La Commission agit comme bon lui semble

C’est donc à une courte majorité que le Parlement européen a décidé de frapper du poing sur la table, en réclamant un gel temporaire du programme de surveillance et de financement du terrorisme grâce auquel les Etats-Unis obtiennent de l’Europe, de façon légale, de nombreuses données financières.

Cependant, les échanges de données avec les Etats-Unis n’en ont pas pour autant été suspendus : bien qu’élus par la population, les députés européens n’ont pas le pouvoir de décision en cette matière. Lequel est entre les mains des gouvernements nationaux et de la Commission européenne.

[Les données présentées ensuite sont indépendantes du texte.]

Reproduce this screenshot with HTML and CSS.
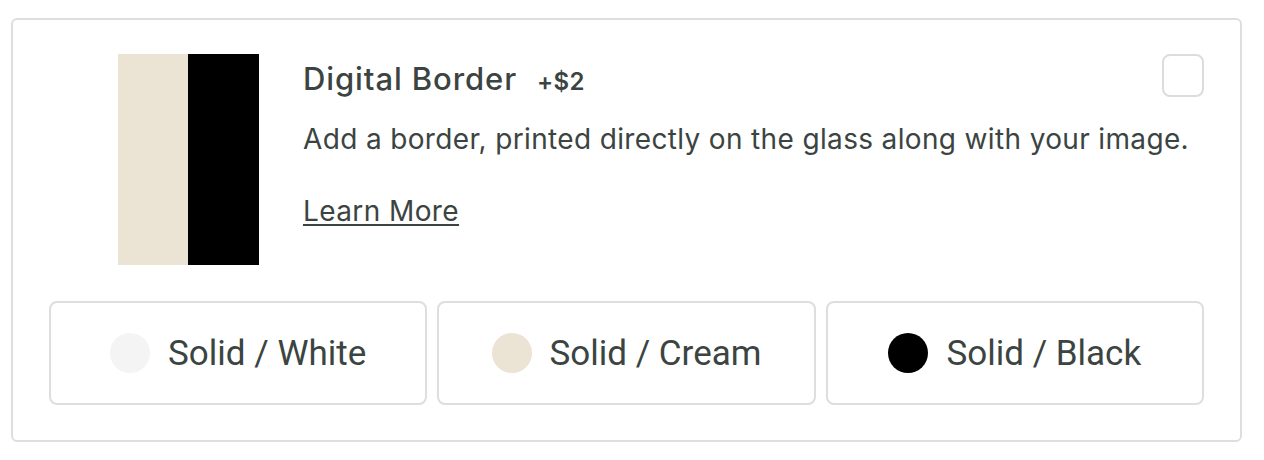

Or, cette dernière se veut rassurante : la situation est sous contrôle et les Etats-Unis sont nos amis. Certes, des progrès pour protéger la vie privée doivent être faits, et ils seront l’objet de négociations avec les autorités américaines… qu’on peut croire sur parole quand ils affirment n’avoir violé aucun accord d’échange de données avec l’Europe[2].

Autant dire que la Commission européenne décide de mettre en pratique le point de vue (pourtant minoritaire) du PPE : elle maintient toutes les formes de coopérations sécuritaires avec les Etats-Unis, et offre aux populations européennes (dont le droit à la vie privée n’est pas garanti) de belles promesses… qui ressemblent étrangement à celles faites, par le passé, au moment de nouer les accords de coopération sécuritaire avec les Etats-Unis. Autant dire qu’il n’y a rien de changé sous le ciel transatlantique, où notre droit à la vie privée ressemble à une spéculation sur le degré de confiance qu’on peut accorder (ou non) aux autorités européennes et américaines…


[1] Les Ligues des Droits de l’Homme suivent de près les dérives liberticides de ces législations, et l’on trouvera sur le site de plus amples informations à ce sujet. 

[2] On pourra retrouver la teneur de ce discours dans deux communiqués de presse daté du 27 novembre 2013, et référencés IP/13/1160 & IP/13/1166.